> _Task goal_: Select the lines of the records containing the word "this" and list them.

> _Listing_:
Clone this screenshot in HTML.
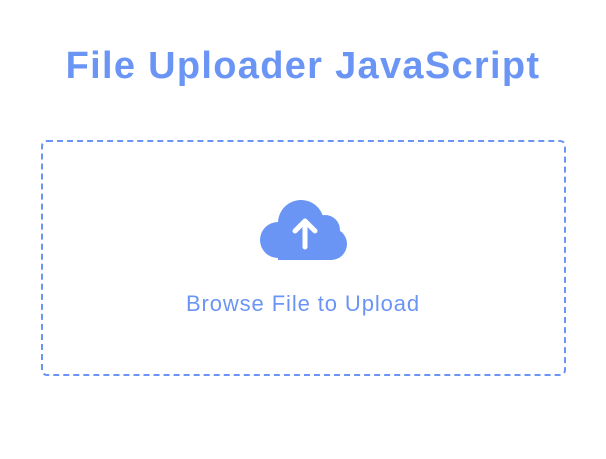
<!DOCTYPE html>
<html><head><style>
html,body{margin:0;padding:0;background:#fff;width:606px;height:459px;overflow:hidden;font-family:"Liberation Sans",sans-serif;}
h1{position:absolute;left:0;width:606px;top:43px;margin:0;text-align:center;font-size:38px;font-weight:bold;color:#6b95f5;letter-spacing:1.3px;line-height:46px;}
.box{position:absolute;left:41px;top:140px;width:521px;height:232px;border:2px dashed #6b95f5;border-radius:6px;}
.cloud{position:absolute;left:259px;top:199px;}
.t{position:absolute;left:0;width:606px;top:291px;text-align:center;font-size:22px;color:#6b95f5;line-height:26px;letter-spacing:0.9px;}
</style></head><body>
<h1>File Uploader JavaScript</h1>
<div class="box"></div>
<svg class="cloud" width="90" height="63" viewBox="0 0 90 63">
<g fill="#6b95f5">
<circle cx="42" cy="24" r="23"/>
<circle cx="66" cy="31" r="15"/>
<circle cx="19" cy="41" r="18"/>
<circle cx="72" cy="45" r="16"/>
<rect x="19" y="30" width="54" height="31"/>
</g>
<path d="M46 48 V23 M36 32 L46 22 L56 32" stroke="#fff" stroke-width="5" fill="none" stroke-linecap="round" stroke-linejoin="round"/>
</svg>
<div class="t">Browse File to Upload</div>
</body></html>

--

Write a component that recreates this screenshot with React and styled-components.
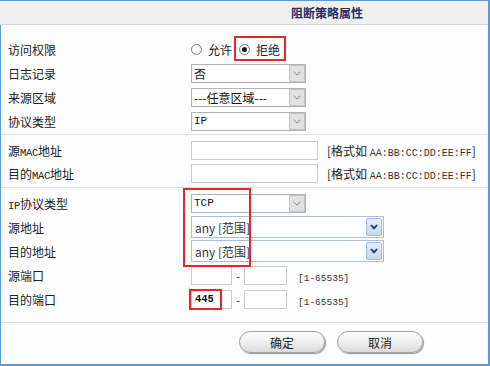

...

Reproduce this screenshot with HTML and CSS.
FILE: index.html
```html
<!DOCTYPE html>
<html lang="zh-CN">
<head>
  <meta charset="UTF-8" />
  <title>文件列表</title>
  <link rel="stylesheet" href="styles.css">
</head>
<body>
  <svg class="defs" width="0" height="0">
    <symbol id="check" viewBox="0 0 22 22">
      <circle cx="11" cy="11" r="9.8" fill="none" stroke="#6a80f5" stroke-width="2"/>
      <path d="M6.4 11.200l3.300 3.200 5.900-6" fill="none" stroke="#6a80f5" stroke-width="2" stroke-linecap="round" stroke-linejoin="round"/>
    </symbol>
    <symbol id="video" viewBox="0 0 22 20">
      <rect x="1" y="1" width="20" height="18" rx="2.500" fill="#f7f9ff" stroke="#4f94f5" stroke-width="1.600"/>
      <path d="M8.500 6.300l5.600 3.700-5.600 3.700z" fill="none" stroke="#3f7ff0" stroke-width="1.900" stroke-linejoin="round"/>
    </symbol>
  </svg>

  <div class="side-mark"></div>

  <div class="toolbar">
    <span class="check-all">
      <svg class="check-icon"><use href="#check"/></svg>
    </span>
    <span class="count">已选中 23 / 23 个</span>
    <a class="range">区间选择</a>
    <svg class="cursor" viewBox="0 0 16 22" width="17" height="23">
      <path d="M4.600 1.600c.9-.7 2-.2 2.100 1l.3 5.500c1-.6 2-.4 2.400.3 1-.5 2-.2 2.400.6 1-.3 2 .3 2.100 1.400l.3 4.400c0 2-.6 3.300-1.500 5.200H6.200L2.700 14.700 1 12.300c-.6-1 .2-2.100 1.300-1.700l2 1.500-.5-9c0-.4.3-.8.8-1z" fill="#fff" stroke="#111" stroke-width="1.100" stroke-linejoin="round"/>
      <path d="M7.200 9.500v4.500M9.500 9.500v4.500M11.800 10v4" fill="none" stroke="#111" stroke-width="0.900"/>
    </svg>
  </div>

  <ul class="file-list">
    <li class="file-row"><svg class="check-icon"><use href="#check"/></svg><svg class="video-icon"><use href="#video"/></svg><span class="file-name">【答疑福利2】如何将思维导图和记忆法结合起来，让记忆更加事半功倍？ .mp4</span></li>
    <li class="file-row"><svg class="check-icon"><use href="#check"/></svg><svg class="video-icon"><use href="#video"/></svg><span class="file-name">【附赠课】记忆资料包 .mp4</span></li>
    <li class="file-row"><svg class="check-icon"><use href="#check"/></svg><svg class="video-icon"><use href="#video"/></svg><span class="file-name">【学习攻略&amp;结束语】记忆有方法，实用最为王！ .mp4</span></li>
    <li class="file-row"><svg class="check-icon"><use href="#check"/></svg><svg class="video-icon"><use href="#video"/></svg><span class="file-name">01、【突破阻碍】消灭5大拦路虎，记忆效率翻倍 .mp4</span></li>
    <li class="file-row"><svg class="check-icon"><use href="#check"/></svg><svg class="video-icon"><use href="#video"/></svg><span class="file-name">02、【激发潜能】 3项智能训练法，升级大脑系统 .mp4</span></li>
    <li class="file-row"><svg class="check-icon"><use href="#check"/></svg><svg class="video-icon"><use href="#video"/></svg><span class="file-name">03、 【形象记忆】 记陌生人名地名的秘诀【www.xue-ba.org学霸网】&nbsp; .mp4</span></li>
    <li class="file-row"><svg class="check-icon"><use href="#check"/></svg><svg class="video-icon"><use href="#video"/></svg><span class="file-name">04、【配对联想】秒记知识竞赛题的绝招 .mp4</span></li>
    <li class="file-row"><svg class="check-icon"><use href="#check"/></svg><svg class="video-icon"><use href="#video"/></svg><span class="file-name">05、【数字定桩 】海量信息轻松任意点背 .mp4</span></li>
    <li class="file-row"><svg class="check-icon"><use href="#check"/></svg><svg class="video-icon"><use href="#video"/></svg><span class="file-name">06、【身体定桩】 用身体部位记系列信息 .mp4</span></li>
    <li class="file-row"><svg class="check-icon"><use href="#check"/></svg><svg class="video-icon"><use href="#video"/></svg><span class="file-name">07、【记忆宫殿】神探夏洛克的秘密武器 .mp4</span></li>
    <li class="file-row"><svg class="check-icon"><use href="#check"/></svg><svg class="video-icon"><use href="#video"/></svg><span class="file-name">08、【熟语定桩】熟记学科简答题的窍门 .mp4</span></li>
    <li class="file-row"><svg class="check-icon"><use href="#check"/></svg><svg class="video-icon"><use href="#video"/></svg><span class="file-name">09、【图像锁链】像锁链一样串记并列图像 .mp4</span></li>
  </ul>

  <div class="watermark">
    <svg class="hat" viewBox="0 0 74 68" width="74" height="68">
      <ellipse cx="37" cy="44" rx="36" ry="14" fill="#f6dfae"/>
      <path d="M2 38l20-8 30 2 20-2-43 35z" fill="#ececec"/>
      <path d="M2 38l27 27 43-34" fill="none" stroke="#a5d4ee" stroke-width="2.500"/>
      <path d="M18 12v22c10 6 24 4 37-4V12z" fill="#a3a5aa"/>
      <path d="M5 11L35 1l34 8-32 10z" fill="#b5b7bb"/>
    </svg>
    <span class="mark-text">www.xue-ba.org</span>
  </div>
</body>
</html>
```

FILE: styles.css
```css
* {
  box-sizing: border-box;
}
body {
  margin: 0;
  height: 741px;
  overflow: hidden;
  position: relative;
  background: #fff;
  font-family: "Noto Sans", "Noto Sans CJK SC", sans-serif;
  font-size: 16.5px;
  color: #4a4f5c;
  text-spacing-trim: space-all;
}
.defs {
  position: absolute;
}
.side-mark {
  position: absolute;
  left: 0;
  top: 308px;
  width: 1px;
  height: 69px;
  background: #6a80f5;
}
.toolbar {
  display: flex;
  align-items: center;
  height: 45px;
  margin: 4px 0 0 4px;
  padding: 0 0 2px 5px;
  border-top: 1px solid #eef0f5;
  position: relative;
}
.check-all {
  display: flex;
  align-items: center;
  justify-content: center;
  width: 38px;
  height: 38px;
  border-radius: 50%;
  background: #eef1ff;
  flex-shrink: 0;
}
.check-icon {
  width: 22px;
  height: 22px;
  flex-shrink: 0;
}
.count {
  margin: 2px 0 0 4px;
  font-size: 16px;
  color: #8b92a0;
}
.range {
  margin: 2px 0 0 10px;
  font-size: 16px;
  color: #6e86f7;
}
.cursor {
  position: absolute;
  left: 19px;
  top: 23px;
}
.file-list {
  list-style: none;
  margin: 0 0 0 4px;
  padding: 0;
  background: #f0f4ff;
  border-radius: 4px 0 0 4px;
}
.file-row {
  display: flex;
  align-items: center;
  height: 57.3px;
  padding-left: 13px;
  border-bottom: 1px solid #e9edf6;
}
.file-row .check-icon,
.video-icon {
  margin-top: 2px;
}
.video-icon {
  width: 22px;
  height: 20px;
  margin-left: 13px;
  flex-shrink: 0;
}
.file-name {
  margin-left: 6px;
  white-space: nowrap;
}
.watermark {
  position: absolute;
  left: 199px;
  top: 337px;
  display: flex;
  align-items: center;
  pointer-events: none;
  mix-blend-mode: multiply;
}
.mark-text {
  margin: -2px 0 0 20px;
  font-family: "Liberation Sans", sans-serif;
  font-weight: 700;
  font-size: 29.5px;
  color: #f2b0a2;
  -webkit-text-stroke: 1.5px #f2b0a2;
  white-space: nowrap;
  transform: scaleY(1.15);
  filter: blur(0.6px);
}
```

> _Solution_:
Clone this screenshot in HTML.
Write a component that recreates this screenshot with React and styled-components.
Reproduce this screenshot with HTML and CSS.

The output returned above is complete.